Una nota ufficiale, tuttavia, ha provato a ridurre il malcontento interno parlando di «rammarico per la percentuale raggiunta», che è stata spiegata con la convivenza forzata con Pd e Cinque stelle nel governo Draghi, ma «la Lega sarà parte fondamentale» del nuovo governo. Addirittura, al termine del consiglio federale, Riccardo Molinari ha detto che «la Lega chiede che Salvini abbia un ministero di peso nel prossimo governo». 

Il silenzio

Anche se si cerca di far filtrare voci di «clima sereno», il fronte nordista ribolle. Ha chiare le responsabilità di Salvini: gestione personalistica del partito e tradimento della causa federalista. Nessuna di queste accuse, tuttavia, è potuta finire al centro del dibattito perché alla riunione straordinaria la composizione mista è evidente. Negli anni di gestione salviniana, infatti, il segretario ha piazzato commissari di sua fiducia ovunque (che siedono di diritto in consiglio federale), uccidendo la democrazia interna.

Inoltre, il leader può ancora contare sia sul silenzio ufficiale dei generali più in vista – da Luca Zaia a Massimiliano Fedriga – che sull’appoggio esplicito di Attilio Fontana. Il presidente della regione Lombardia ha escluso qualsiasi passo indietro del segretario o rischi per la sua segreteria, ma la sua posizione viene considerata interessata. La sua ricandidatura, infatti, è sempre più in bilico visto il risultato deludente alle politiche in regione: Salvini lo ha riconfermato anche nell’ultima conferenza stampa e a Fontana serve ogni aiuto possibile per allontanare l’ombra di Letizia Moratti, ancora in attesa e in ottimi rapporti con Giorgia Meloni.

Le parole

Tuttavia, a lanciare la carica contro il segretario ci ha pensato il suo predecessore alla guida della Lega, Roberto Maroni, che dalla sua rubrica sul Foglio ha scritto che «serve un nuovo segretario» e che «si parla di un congresso straordinario. Ci vuole. Io saprei chi eleggere come guida, ma per adesso non faccio nomi». Prima di lui, anche il suo compagno di mille battaglie nei governi Berlusconi, Roberto Castelli, ha detto che «I leghisti del nord non vogliono più Salvini».

Un’analisi del voto spietata l’ha fatta anche Roberto Mura, ancora interno alla Lega e consigliere regionale di maggioranza in regione Lombardia: «La Lega è diventata un partito dove non ci sono più i congressi, le occasioni di confronto e tutte le decisioni vengono calate dall’alto» e «dove ormai la fanno da padrone i leccaculo, gli amici, gli amici degli amici, le fidanzate», ha scritto su Facebook.
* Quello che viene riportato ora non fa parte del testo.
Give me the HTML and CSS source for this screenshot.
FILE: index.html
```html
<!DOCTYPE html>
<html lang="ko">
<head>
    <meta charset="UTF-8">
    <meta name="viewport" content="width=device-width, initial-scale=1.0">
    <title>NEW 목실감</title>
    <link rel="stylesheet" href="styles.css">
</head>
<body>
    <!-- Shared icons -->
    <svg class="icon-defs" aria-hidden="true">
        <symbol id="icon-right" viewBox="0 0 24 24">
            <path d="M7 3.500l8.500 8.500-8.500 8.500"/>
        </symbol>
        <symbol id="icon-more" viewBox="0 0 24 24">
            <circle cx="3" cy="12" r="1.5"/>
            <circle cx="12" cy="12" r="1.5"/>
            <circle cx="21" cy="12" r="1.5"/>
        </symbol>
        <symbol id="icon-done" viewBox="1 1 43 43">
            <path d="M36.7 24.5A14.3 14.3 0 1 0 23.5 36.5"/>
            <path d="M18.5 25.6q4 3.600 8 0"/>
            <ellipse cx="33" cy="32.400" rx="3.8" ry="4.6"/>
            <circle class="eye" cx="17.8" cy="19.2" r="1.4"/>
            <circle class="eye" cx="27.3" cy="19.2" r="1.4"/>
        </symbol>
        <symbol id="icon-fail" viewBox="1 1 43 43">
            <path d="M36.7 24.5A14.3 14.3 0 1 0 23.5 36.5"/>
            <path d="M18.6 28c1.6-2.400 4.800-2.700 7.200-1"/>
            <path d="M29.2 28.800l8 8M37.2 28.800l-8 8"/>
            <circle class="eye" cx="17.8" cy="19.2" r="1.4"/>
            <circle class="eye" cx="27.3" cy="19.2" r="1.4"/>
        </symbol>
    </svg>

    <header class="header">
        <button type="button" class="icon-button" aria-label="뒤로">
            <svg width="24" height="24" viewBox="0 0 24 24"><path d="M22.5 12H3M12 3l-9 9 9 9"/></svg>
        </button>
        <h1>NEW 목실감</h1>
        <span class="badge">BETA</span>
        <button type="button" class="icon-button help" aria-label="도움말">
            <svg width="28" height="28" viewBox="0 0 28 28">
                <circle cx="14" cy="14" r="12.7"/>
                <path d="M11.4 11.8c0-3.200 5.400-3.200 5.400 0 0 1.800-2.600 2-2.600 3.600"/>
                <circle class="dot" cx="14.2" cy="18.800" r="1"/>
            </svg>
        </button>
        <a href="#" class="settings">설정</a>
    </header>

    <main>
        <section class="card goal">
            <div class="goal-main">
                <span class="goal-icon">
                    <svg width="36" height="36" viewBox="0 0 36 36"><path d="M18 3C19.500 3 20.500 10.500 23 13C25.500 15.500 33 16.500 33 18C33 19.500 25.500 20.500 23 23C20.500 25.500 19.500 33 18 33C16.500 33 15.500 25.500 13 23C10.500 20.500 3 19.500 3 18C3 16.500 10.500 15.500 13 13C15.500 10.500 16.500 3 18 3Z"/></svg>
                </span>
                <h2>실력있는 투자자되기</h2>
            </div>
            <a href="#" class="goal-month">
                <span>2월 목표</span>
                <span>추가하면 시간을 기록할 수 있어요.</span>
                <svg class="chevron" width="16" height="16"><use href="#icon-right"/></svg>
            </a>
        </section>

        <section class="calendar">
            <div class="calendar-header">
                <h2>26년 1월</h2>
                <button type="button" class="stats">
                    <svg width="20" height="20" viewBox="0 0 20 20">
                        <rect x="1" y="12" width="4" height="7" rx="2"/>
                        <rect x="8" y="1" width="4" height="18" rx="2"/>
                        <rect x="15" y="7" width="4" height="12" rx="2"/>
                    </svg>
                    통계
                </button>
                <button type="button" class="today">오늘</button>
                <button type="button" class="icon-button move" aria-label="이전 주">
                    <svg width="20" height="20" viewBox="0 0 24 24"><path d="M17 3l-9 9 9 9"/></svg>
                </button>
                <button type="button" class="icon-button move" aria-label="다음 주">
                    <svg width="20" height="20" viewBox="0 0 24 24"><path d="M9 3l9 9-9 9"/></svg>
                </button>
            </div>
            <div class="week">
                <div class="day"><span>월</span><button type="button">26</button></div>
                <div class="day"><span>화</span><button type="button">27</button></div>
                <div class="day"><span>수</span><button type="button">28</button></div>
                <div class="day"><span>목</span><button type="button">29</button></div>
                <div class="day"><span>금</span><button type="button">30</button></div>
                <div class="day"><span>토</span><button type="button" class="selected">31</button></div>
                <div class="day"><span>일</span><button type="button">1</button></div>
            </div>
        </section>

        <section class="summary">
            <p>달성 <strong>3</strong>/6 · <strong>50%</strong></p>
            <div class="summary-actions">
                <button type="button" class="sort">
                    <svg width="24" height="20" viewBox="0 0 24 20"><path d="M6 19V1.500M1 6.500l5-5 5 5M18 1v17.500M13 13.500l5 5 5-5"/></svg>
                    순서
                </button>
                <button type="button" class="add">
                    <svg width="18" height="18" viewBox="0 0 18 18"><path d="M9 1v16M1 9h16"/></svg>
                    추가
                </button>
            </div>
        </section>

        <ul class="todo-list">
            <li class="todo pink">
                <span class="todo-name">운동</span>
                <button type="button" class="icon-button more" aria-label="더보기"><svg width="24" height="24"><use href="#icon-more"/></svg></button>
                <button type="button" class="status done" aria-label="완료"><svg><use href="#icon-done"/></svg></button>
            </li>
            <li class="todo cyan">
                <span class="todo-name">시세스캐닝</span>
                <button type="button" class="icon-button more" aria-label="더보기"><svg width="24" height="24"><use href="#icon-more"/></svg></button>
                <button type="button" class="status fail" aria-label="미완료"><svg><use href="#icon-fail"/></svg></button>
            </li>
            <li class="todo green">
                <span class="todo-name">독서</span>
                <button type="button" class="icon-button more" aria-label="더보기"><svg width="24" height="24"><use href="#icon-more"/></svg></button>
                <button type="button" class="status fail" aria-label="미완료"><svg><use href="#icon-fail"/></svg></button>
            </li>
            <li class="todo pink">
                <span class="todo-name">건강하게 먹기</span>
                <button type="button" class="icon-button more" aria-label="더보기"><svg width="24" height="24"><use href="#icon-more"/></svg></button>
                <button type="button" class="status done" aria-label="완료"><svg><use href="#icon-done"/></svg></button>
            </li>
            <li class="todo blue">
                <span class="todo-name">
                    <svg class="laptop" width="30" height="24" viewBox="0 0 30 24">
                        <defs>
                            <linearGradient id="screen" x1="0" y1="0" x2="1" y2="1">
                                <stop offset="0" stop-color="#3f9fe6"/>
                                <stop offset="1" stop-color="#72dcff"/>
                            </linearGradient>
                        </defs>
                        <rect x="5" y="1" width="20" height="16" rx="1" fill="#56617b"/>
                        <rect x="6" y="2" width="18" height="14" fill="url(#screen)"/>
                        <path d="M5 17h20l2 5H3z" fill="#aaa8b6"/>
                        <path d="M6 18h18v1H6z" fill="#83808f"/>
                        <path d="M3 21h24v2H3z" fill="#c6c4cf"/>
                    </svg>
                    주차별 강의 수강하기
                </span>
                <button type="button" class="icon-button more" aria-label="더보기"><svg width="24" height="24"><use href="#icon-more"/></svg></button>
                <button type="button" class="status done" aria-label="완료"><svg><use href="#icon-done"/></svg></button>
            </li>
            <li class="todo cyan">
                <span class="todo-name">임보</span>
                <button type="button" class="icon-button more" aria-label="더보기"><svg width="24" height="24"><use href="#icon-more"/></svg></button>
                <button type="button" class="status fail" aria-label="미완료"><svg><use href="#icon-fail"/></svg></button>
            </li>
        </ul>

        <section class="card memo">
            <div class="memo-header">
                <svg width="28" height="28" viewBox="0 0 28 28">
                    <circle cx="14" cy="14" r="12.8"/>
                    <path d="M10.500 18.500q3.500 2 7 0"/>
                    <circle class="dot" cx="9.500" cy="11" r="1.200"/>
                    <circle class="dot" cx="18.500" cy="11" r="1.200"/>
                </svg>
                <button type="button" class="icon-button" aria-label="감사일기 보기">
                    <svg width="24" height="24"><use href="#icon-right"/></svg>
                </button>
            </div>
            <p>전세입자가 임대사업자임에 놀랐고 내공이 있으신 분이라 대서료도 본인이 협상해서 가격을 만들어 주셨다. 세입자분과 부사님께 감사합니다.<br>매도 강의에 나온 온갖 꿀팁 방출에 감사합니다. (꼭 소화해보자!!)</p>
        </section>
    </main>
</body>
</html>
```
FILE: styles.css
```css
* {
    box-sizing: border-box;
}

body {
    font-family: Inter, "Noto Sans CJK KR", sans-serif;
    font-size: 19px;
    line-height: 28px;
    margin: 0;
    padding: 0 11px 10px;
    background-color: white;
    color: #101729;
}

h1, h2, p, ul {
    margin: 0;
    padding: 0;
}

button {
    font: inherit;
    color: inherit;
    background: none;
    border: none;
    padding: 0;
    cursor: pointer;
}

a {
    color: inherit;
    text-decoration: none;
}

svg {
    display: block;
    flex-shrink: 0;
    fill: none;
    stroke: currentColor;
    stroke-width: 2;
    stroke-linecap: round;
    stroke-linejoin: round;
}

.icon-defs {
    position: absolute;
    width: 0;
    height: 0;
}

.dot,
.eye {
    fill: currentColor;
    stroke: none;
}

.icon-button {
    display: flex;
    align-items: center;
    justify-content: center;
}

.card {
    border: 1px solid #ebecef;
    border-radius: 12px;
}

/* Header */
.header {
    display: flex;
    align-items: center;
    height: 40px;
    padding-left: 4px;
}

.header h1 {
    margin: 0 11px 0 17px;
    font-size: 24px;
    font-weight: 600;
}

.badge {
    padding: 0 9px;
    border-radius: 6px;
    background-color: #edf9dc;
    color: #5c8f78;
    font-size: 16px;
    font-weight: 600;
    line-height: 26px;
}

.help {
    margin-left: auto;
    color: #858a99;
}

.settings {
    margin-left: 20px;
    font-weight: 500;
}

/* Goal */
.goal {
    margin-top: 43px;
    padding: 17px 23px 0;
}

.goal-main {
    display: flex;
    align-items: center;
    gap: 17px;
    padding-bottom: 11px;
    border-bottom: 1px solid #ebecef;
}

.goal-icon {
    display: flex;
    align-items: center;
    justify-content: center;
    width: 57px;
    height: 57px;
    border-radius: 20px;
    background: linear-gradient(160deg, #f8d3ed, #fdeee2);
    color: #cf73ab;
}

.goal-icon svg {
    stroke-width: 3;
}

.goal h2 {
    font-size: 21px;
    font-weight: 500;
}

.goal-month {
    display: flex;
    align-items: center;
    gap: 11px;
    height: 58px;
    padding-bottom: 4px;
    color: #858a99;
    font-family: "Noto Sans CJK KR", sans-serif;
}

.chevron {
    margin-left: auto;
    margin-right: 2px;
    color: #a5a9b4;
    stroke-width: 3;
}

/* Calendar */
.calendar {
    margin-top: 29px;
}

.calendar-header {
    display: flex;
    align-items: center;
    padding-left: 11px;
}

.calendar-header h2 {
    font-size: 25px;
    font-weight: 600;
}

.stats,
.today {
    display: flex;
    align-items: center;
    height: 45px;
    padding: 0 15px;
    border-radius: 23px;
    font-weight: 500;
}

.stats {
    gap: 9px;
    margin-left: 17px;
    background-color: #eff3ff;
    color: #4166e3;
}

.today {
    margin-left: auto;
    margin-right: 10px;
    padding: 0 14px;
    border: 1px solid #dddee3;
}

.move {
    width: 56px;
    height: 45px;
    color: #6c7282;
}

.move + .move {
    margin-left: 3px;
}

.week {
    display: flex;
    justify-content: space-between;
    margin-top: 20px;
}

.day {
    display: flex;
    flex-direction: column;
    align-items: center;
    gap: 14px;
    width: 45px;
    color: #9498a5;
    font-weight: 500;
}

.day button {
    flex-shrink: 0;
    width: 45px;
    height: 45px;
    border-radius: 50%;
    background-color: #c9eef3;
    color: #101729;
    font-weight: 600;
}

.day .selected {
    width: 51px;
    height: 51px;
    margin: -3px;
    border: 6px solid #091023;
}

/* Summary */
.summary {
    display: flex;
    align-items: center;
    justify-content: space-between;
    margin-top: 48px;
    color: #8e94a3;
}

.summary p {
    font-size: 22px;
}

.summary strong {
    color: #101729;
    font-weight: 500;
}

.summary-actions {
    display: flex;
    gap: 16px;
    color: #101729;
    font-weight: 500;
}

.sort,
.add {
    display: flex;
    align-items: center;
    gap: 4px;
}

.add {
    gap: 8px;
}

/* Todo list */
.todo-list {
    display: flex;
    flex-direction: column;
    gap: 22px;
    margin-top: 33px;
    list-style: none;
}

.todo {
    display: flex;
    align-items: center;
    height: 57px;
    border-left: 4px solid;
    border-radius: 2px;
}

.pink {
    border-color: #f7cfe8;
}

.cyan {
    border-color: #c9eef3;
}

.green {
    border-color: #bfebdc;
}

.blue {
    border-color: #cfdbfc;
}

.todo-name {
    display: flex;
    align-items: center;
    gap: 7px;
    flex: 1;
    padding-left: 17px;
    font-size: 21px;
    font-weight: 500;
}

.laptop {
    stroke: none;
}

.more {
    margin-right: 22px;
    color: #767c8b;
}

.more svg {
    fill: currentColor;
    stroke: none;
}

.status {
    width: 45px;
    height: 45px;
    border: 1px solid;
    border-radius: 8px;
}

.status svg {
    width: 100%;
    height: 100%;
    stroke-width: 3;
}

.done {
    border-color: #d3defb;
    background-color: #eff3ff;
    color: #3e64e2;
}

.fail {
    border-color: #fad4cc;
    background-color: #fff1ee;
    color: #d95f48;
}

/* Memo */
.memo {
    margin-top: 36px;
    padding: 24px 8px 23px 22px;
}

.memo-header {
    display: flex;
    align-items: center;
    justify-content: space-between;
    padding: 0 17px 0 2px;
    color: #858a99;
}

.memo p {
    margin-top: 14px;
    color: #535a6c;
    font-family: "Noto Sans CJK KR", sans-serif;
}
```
Non solo. Continuano a girare anche le prime raccolte firme contro la gestione di Salvini e per la convocazione immediata dei congressi regionali e contro la linea sovranista è nato anche il primo organo di stampa che si rifà alle origini, la Nuova Padania, diretta da Stefania Piazzo, una vita in Lega e già direttrice delle testate del vecchio partito.

Voce autorevole, dunque, che a poche ore dall’inizio del consiglio federale sul sito della testata ha chiuso il suo editoriale con queste parole: «Nel frattempo che succederà, dopo che ha fatto terra bruciata dell’opposizione interna? E l’opposizione interna, ma anche esterna, considerando quello che ha rottamato o che si è allontanato da tempo dal suo Titanic, che farà? Una cosa può essere certa e cioè che qualsiasi cosa possa arrivare per ridare voce e rappresentanza al Nord non arriverà, non nascerà da via Bellerio».
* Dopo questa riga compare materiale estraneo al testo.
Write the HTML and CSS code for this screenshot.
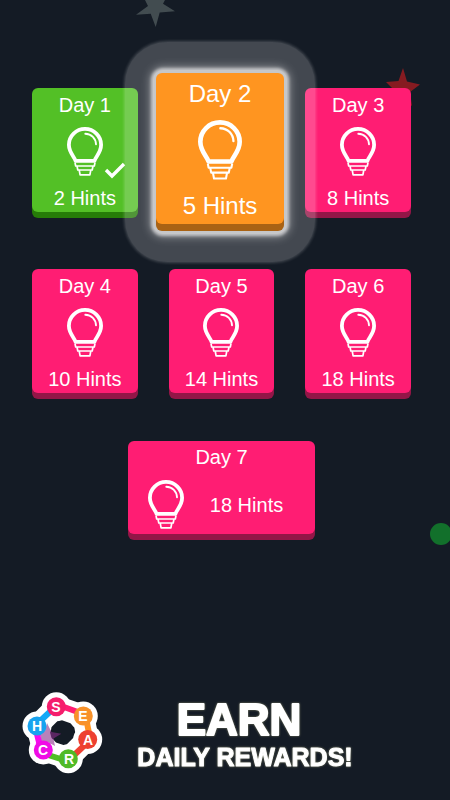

L’analisi conferma la notizia pubblicata nei giorni scorsi da Domani. Sono in corso, cioè, riunioni carbonare per fissare la data nelle prossime settimane di un’assemblea in Lombardia (forse in Brianza) per la nascita di una “cosa verde” nuova, una Lega dell’autonomia, per intenderci. Il ritorno alle origini dopo l’esperimento nazionalista di estrema destra firmato Salvini.